Autres versions des Muses :

Chirico reprendra de nombreuse fois, au court de son œuvre, ces représentations de mannequins. Néanmoins, cette composition "des muses inquiétantes" sera reprise quasi intégralement deux autres fois par l'artiste.

- Une première fois en 1970, sous forme d'un lithographie coloriée intitulée "Del Pomeriggio". Dans cette version l'usine à disparue au profit de quelques bâtiments évoquant de façon plus marqué la ville de Ferrare.

- Une seconde fois en 1975, sous forme d'une gravure intitulée "muses inquiétantes". La composition est très épurée renforcent cette impression de vide. Il ne reste plus que les deux muses et un château à l'architecture très française.

Lithographie en couleur intitulée "Del Pomeriggio" de Chirico - 1970
"Muses inquiétantes" de Chirico - gravure de 1975

 

Beaucoup plus récemment l'artiste libanais Ali Hassoun, a réinterprété sous forme de deux tableaux l'œuvre de Chirico. Ces œuvres ont été présentées dans la cadre d'une exposition intitulée "Artistes arabes, entre l'Italie et la Méditerranée" située dans le vieux Damas, en février 2008. Cette exposition visait à combler le fossé entre l'Occident et le Moyen-Orient arabe.
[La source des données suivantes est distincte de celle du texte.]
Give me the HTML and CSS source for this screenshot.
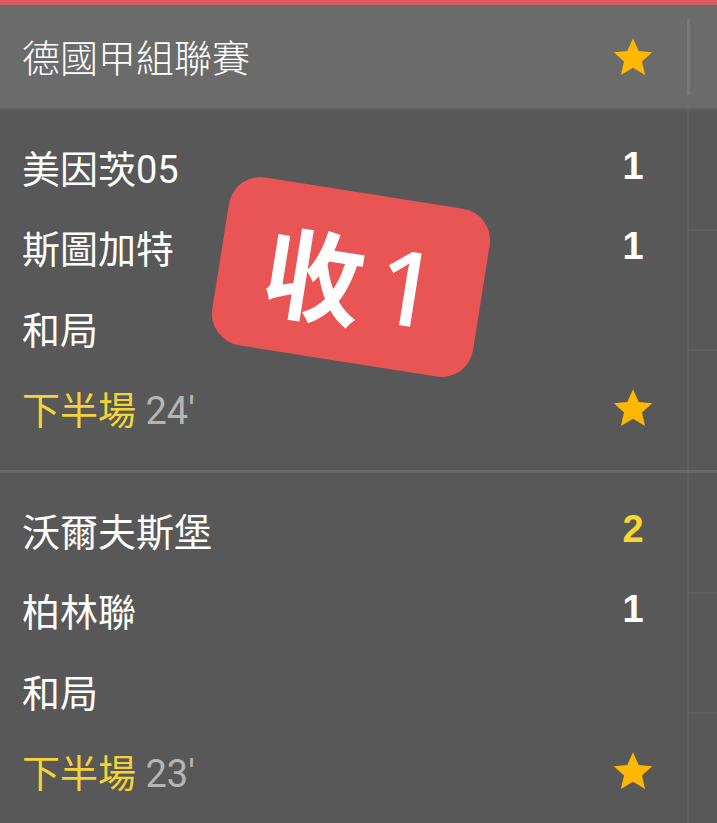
FILE: index.html
```html
<!DOCTYPE html>
<html lang="zh-Hant">
<head>
<meta charset="utf-8">
<link rel="stylesheet" href="styles.css">
</head>
<body>
<div class="topbar"></div>
<div class="league">
  <div class="league-main">
    <span class="league-name">德國甲組聯賽</span>
    <svg class="star" viewBox="0 0 24 24"><path d="M12 1.8l3.1 6.9 7.4.7-5.6 5 1.7 7.4L12 17.9l-6.6 3.9 1.7-7.4-5.6-5 7.4-.7z"/></svg>
  </div>
  <div class="league-side"><span class="vline"></span></div>
</div>

<div class="match">
  <div class="match-main">
    <div class="row"><span class="team">美因茨05</span><span class="score">1</span></div>
    <div class="row"><span class="team">斯圖加特</span><span class="score">1</span></div>
    <div class="row"><span class="team">和局</span></div>
    <div class="row"><span class="status"><span class="half">下半場</span> <span class="min">24'</span></span>
      <svg class="star" viewBox="0 0 24 24"><path d="M12 1.8l3.1 6.9 7.4.7-5.6 5 1.7 7.4L12 17.9l-6.6 3.9 1.7-7.4-5.6-5 7.4-.7z"/></svg></div>
  </div>
  <div class="side"><div class="cell"></div><div class="cell"></div><div class="cell"></div></div>
</div>

<div class="match">
  <div class="match-main">
    <div class="row"><span class="team">沃爾夫斯堡</span><span class="score lead">2</span></div>
    <div class="row"><span class="team">柏林聯</span><span class="score">1</span></div>
    <div class="row"><span class="team">和局</span></div>
    <div class="row"><span class="status"><span class="half">下半場</span> <span class="min">23'</span></span>
      <svg class="star" viewBox="0 0 24 24"><path d="M12 1.8l3.1 6.9 7.4.7-5.6 5 1.7 7.4L12 17.9l-6.6 3.9 1.7-7.4-5.6-5 7.4-.7z"/></svg></div>
  </div>
  <div class="side"><div class="cell"></div><div class="cell"></div><div class="cell"></div></div>
</div>

<div class="badge"><span class="badge-cjk">收</span><span class="badge-num">1</span></div>
</body>
</html>
```
FILE: styles.css
```css
html, body {
  margin: 0;
  padding: 0;
  background: #585858;
  font-family: "Roboto", "Noto Sans CJK TC", sans-serif;
  overflow: hidden;
  width: 717px;
  height: 823px;
}
body { position: relative; }
.topbar {
  height: 5px;
  background: #da5d60;
}
.league {
  display: flex;
  height: 103px;
  background: #6b6b6b;
  border-bottom: 2px solid #616161;
}
.league-main {
  flex: 1;
  display: flex;
  align-items: center;
  justify-content: space-between;
  padding: 0 32px 0 22px;
}
.league-name {
  color: #fff;
  font-family: "Noto Sans CJK TC", sans-serif;
  font-weight: 300;
  font-size: 38px;
  margin-top: -2px;
}
.league-side {
  width: 30px;
  display: flex;
  align-items: center;
}
.vline {
  width: 3px;
  height: 76px;
  background: #787878;
}
.star {
  width: 44px;
  height: 44px;
  fill: #ffb700;
  flex: none;
}
.match {
  display: flex;
  border-bottom: 3px solid #6a6a6a;
}
.match-main {
  flex: 1;
  padding: 16px 32px 22px 22px;
}
.row {
  height: 80.5px;
  display: flex;
  align-items: center;
  justify-content: space-between;
}
.team {
  color: #fff;
  font-size: 38px;
  font-family: "Roboto", "Noto Sans CJK TC", sans-serif;
}
.score {
  color: #fff;
  font-family: "Liberation Sans", sans-serif;
  font-weight: 700;
  font-size: 38px;
  width: 44px;
  text-align: center;
}
.score.lead { color: #fbd531; }
.status { font-size: 38px; }
.half { color: #f5d338; font-family: "Noto Sans CJK TC", sans-serif; }
.min { color: #b5b5b5; font-family: "Roboto", sans-serif; }
.side {
  width: 28px;
  border-left: 2px solid #606060;
  display: flex;
  flex-direction: column;
}
.cell {
  flex: 1;
  border-bottom: 2px solid #606060;
}
.cell:last-child { border-bottom: none; }
.badge {
  position: absolute;
  left: 219px;
  top: 192px;
  width: 264px;
  height: 170px;
  background: #e95455;
  border-radius: 32px;
  transform: rotate(9deg);
  display: flex;
  align-items: center;
  justify-content: center;
  gap: 14px;
  color: #fff;
}
.badge-cjk {
  font-family: "Noto Sans CJK SC", sans-serif;
  font-weight: 700;
  font-size: 100px;
  line-height: 1;
}
.badge-num {
  font-family: "Noto Sans", sans-serif;
  font-weight: 500;
  font-size: 104px;
  line-height: 1;
}
```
- Une première réinterprétation de l'œuvre, intitulée "Les places de l'Italie", met en scène des musulmans de dos et à genoux en train de prier. L'espace vide et le planché se transforme alors en mosquée grâce à la présence d'un tapis et des souliers des fidèles resté au premier plan. Le château de Ferrare devient alors une mosquée vers laquelle les pélerins se tournent. Cette cité vide, peinte par Chirico, se remplie d'une nouvelle réalité. Ce tableau engagé proclame la liberté d'expression et la liberté de vivre leur foi en public, en plein air.

- La deuxième réinterprétation de l'œuvre est intitulée "Le Musée inquiétant". Une jeune fille musulmane devient spectatrice de cette scène inquiétante. Elle est d'autant plus à l'extérieur de la scène, qu'elle est le seul élément coloré du tableau.

"Les places d'Italie" d'Ali Hassoun
"Musée inquiétant" d'Ali Hassoun

 

 

Giorgio De Chirico :

Né en 1888 en Grèce, de parents italiens, De Chirico étudia à Athènes. A partir de 1906, à Munich, où il approfondit sa culture artistique et philosophique sous l'influence des peintres romantiques Arnold Böcklin et Max Klinger. A Paris en 1911, il connut Picasso et Apollinaire. Les mannequins apparaissent dans ces œuvres empruntant des éléments aux cubismes et au futurisme. Peu de temps après, réfugié à Ferrare, le peintre fonde avec Carlo Carrà et Morandi la "peinture métaphysique" et le mouvement "Valori Plastici". Il sera progressivement marqué par la philosophie Nietzsche, qui se traduit par l'apparition du thème de l'inconscient dans ces toiles, que les surréalistes naissant cherchent à s’approprier. C'est pour cela qu'on le considère comme le précursseur du surréalisme. A la fin de sa vie, De Chirico se consacre au décor de théâtre, aux portraits et natures mortes réalistes. Il meurt à Rome en 1978, à l’âge de 90 ans.